La celebración eucarística, fiesta memorable, es el mejor índice de nuestro espíritu comunitario. Por eso mismo es un desafío y una exigencia: no podemos celebrar lo que no vivimos durante la semana; no podemos compartir nada si no nos conocemos, ni hay interés por reunirse para hacer algo juntos, si pasamos indiferentes ante los problemas de la pequeña y de la gran comunidad humana. Comamos juntos nuestra existencia, asumamos juntos esta historia, bebamos en la fuente de nuestra vida cristiana. He aquí el sentido de la Eucaristía.

Quizá no exista en el cristianismo un gesto tan maltrecho y rutinario como la Misa. Es triste que hayamos reducido a eso lo que Jesús consideró como el gesto más comprometido y revolucionario de todo su mensaje, al que invito a hombres sumamente preocupados por su destino. Y aquellos hombres, todos ellos trabajadores de diversas profesiones, supieron finalmente comprender que la Eucaristía no es más que el rito simbólico, de una realidad nueva que ya estaba en marcha: la comunidad universal de los hombres de todas las razas, sentados a la misma mesa de la libertad, tratados con el mismo respeto y dignidad, conscientes todos de un compromiso histórico irrenunciable.

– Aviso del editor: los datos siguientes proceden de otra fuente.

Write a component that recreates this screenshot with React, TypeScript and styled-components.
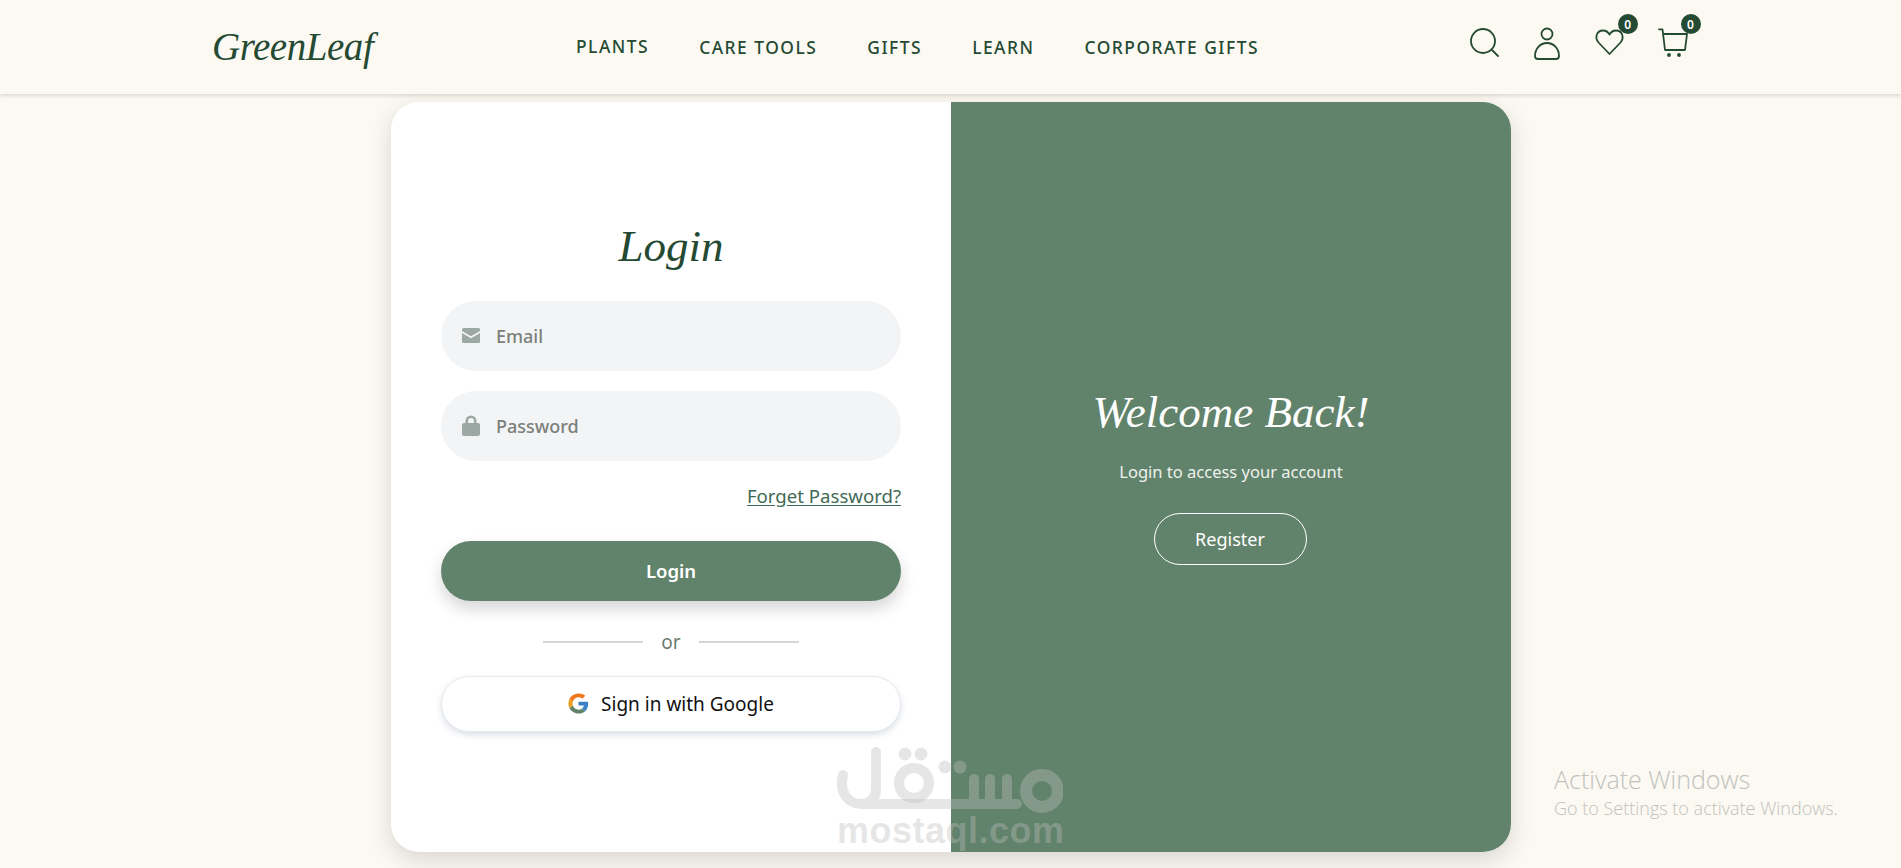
import React from "react";
import styled, { createGlobalStyle } from "styled-components";

const dark = "#254a33";
const green = "#62836b";
const cream = "#fcf9f3";
const sans = `"Noto Sans", "Open Sans", sans-serif`;
const serif = `"Liberation Serif", serif`;

const Global = createGlobalStyle`
  html, body { margin: 0; padding: 0; height: 868px; overflow: hidden; background: ${cream}; }
  body { font-family: ${sans}; }
  * { box-sizing: border-box; }
`;

const Page = styled.div`
  position: relative;
  width: 1901px;
  height: 868px;
  overflow: hidden;
`;

const Header = styled.header`
  height: 94px;
  display: flex;
  align-items: center;
  padding-left: 212px;
  background: ${cream};
  box-shadow: 0 2px 4px rgba(0, 0, 0, 0.13);
`;

const Logo = styled.div`
  width: 364px;
  font: italic 400 39px ${serif};
  letter-spacing: -0.45px;
  color: ${dark};
  padding-bottom: 2px;
`;

const Nav = styled.nav`
  display: flex;
  align-items: center;
  gap: 50px;
  width: 892px;
`;

const NavLink = styled.a<{ $lift?: boolean }>`
  font-size: 17.4px;
  font-weight: 500;
  letter-spacing: 1.5px;
  color: ${dark};
  white-space: nowrap;
  margin-top: ${(p) => (p.$lift ? "-2px" : "0")};
`;

const Icons = styled.div`
  display: flex;
  gap: 30.85px;
  padding-bottom: 8px;
`;

const IconBox = styled.div`
  position: relative;
  width: 32px;
  height: 34px;
  svg {
    display: block;
    overflow: visible;
    fill: none;
    stroke: ${dark};
    stroke-width: 1.8;
    stroke-linecap: round;
    stroke-linejoin: round;
  }
`;

const Badge = styled.span`
  position: absolute;
  left: 24px;
  top: -12px;
  width: 20px;
  height: 20px;
  border-radius: 50%;
  background: ${dark};
  color: #fff;
  font-size: 12px;
  font-weight: 600;
  display: flex;
  align-items: center;
  justify-content: center;
`;

const Card = styled.main`
  width: 1120px;
  height: 750px;
  margin: 8px 0 0 391px;
  display: grid;
  grid-template-columns: 560px 560px;
  border-radius: 28px;
  background: #fff;
  box-shadow: 0 8px 24px rgba(0, 0, 0, 0.14);
`;

const FormPane = styled.section`
  display: flex;
  flex-direction: column;
  justify-content: center;
  padding: 0 50px 3px;
`;

const Title = styled.h1`
  margin: 0 0 29px;
  font: italic 400 45px/52px ${serif};
  color: ${dark};
  text-align: center;
`;

const Field = styled.label`
  height: 70px;
  margin-bottom: 20px;
  display: flex;
  align-items: center;
  gap: 14px;
  padding-left: 21px;
  background: #f3f4f6;
  border-radius: 35px;
  svg {
    width: 18px;
    flex: none;
    fill: #9ca8a3;
  }
`;

const Input = styled.input`
  flex: 1;
  min-width: 0;
  border: 0;
  outline: 0;
  background: transparent;
  font: 500 18px ${sans};
  color: #333;
  &::placeholder {
    color: #7b8079;
    opacity: 1;
  }
`;

const Forgot = styled.a`
  align-self: flex-end;
  margin: 3px 0 0;
  font-size: 18.6px;
  line-height: 24px;
  color: #3f6a55;
  text-decoration: underline;
  text-underline-offset: 2px;
`;

const PrimaryButton = styled.button`
  height: 60px;
  margin-top: 33px;
  border: 0;
  border-radius: 30px;
  background: ${green};
  color: #fff;
  font: 600 18.5px ${sans};
  box-shadow: 0 8px 16px rgba(0, 0, 0, 0.16);
`;

const Divider = styled.div`
  margin-top: 27px;
  height: 28px;
  display: flex;
  align-items: center;
  justify-content: center;
  gap: 18px;
  color: #6d7c72;
  font-size: 19px;
  &::before,
  &::after {
    content: "";
    width: 100px;
    height: 2px;
    background: #d6d6d6;
  }
`;

const GoogleButton = styled.button`
  height: 56px;
  margin-top: 20px;
  border: 1px solid #e5e9ef;
  border-radius: 28px;
  background: #fff;
  color: #111;
  font: 400 19px ${sans};
  display: flex;
  align-items: center;
  justify-content: center;
  gap: 12px;
  box-shadow: 0 3px 6px rgba(80, 100, 130, 0.2);
`;

const WelcomePane = styled.section`
  background: ${green};
  color: #fff;
  border-radius: 0 28px 28px 0;
  display: flex;
  flex-direction: column;
  align-items: center;
  justify-content: center;
  padding-bottom: 4px;
`;

const WelcomeTitle = styled.h2`
  margin: 0 0 22px;
  font: italic 400 45px/52px ${serif};
  color: #fff;
`;

const Sub = styled.p`
  margin: 0 0 29px;
  font-size: 16.5px;
  line-height: 24px;
  color: #eef1ee;
`;

const RegisterButton = styled.button`
  width: 153px;
  height: 52px;
  margin-right: 2px;
  border: 1px solid #fff;
  border-radius: 26px;
  background: transparent;
  color: #fff;
  font: 400 18px ${sans};
`;

const Watermark = styled.div`
  position: absolute;
  left: 837px;
  top: 747px;
  width: 228px;
  color: rgba(189, 189, 189, 0.38);
  pointer-events: none;
  svg {
    display: block;
    width: 226px;
    height: 66px;
  }
`;

const WatermarkText = styled.div`
  margin-top: 1px;
  font: 700 36px/34px "Liberation Sans", sans-serif;
  letter-spacing: 0.5px;
  white-space: nowrap;
`;

const Activate = styled.div`
  position: absolute;
  left: 1554px;
  top: 763px;
  color: #bfc2bc;
  font-family: "Open Sans", sans-serif;
  font-weight: 300;
  white-space: nowrap;
`;

const ActivateTitle = styled.div`
  font-size: 25px;
  line-height: 32px;
`;

const ActivateSub = styled.div`
  font-size: 18px;
  line-height: 26px;
`;

const MailIcon = () => (
  <svg viewBox="0 0 18 15" height="15">
    <path d="M1.5 0h15A1.5 1.5 0 0 1 18 1.5V3L9 8.2 0 3V1.5A1.5 1.5 0 0 1 1.5 0Z" />
    <path d="M0 5l9 5.2L18 5v8.5a1.5 1.5 0 0 1-1.5 1.5h-15A1.5 1.5 0 0 1 0 13.5Z" />
  </svg>
);

const LockIcon = () => (
  <svg viewBox="0 0 18 21" height="21">
    <path d="M3.5 8V6a5.5 5.5 0 0 1 11 0v2H16a2 2 0 0 1 2 2v9a2 2 0 0 1-2 2H2a2 2 0 0 1-2-2v-9a2 2 0 0 1 2-2Zm2.6 0h5.8V6a2.9 2.9 0 0 0-5.800 0Z" />
  </svg>
);

const GoogleIcon = () => (
  <svg viewBox="0 0 48 48" width="21" height="21">
    <path fill="#3d80c6" d="M46 24.5c0-1.600-.15-3.100-.4-4.500H24v8.800h12.400a10.600 10.600 0 0 1-4.600 7l7.400 5.700C43.500 37.500 46 31.600 46 24.500Z" />
    <path fill="#62836b" d="M24 47c6.200 0 11.400-2 15.200-5.500l-7.400-5.700c-2 1.400-4.700 2.200-7.800 2.200-6 0-11.100-4-12.900-9.500l-7.700 5.900C7.200 41.900 15 47 24 47Z" />
    <path fill="#e9a21f" d="M11.100 28.500a13.800 13.800 0 0 1 0-9l-7.700-5.900a23 23 0 0 0 0 20.800Z" />
    <path fill="#f0761c" d="M24 9.500c3.400 0 6.400 1.200 8.800 3.400l6.600-6.600C35.400 2.600 30.200 1 24 1 15 1 7.200 6.100 3.400 13.600l7.700 5.900C12.900 13.500 18 9.500 24 9.500Z" />
  </svg>
);

export default function App() {
  return (
    <Page>
      <Global />
      <Header>
        <Logo>GreenLeaf</Logo>
        <Nav>
          <NavLink $lift>PLANTS</NavLink>
          <NavLink>CARE TOOLS</NavLink>
          <NavLink>GIFTS</NavLink>
          <NavLink>LEARN</NavLink>
          <NavLink>CORPORATE GIFTS</NavLink>
        </Nav>
        <Icons>
          <IconBox>
            <svg viewBox="0 0 32 34" width="32" height="34">
              <circle cx="15" cy="15" r="12" />
              <path d="M24 24l6 6" />
            </svg>
          </IconBox>
          <IconBox>
            <svg viewBox="0 0 32 34" width="32" height="34">
              <circle cx="16" cy="8" r="5.500" />
              <path d="M7 33h18a3 3 0 0 0 3-3c0-7-5-13-12-13S4 23 4 30a3 3 0 0 0 3 3Z" />
            </svg>
          </IconBox>
          <IconBox>
            <svg viewBox="0 0 32 34" width="32" height="34">
              <path d="M15.500 28 4.500 16.500C.5 12 2.500 4.500 9 4.500c3 0 5 1.500 6.500 4 1.500-2.500 3.500-4 6.500-4 6.500 0 8.500 7.500 4.500 12Z" />
            </svg>
            <Badge>0</Badge>
          </IconBox>
          <IconBox>
            <svg viewBox="0 0 32 34" width="32" height="34">
              <path d="M2 3.300h3.500L8 24h20l2-16H6" />
              <circle cx="12" cy="29" r="1" />
              <circle cx="22" cy="29" r="1" />
            </svg>
            <Badge>0</Badge>
          </IconBox>
        </Icons>
      </Header>

      <Card>
        <FormPane>
          <Title>Login</Title>
          <Field>
            <MailIcon />
            <Input placeholder="Email" />
          </Field>
          <Field>
            <LockIcon />
            <Input placeholder="Password" type="password" />
          </Field>
          <Forgot>Forget Password?</Forgot>
          <PrimaryButton>Login</PrimaryButton>
          <Divider>or</Divider>
          <GoogleButton>
            <GoogleIcon />
            Sign in with Google
          </GoogleButton>
        </FormPane>
        <WelcomePane>
          <WelcomeTitle>Welcome Back!</WelcomeTitle>
          <Sub>Login to access your account</Sub>
          <RegisterButton>Register</RegisterButton>
        </WelcomePane>
      </Card>

      <Watermark>
        <svg viewBox="0 0 226 66" fill="none" stroke="currentColor" strokeWidth="10" strokeLinecap="round">
          <path d="M39 5v38a14 14 0 0 1-14 14C10 57 2 45 6 28M25 57h155M137 32v25M153 32v25M170 32v25" />
          <circle cx="77" cy="36" r="15" />
          <circle cx="205" cy="44" r="16" strokeWidth="12" />
          <g fill="currentColor" stroke="none">
            <circle cx="68" cy="7" r="6.500" />
            <circle cx="84" cy="7" r="6.500" />
            <circle cx="108" cy="20" r="6.500" />
            <circle cx="123" cy="20" r="6.500" />
          </g>
        </svg>
        <WatermarkText>mostaql.com</WatermarkText>
      </Watermark>

      <Activate>
        <ActivateTitle>Activate Windows</ActivateTitle>
        <ActivateSub>Go to Settings to activate Windows.</ActivateSub>
      </Activate>
    </Page>
  );
}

Vamos a terminar con una cita de San Juan Crisóstomo: “Si queréis honrar al cuerpo de Cristo, no lo despreciéis cuando está desnudo; no honráis al Cristo Eucarístico con ornamentos de seda al ignorar a aquel otro Cristo que fuera de los muros de la Iglesia padece frío y desnudez”. Honremos la Eucaristía y salgamos a la calle, pero sabiendo que significa lo que celebramos, no vaya a ser que un gesto comprometido y casi subversivo lo convirtamos en un culto vacio de sentido. Con poca cosa, pan y vino, queremos hacer presente que es posible una nueva humanidad, que es posible el Reino, la mesa común, y eso es lo que decimos aquí dentro y después expresaremos fuera y cada día en el trabajo, la familia, el estudio, en las asociaciones, el compromiso político, el voluntariado y en la vida.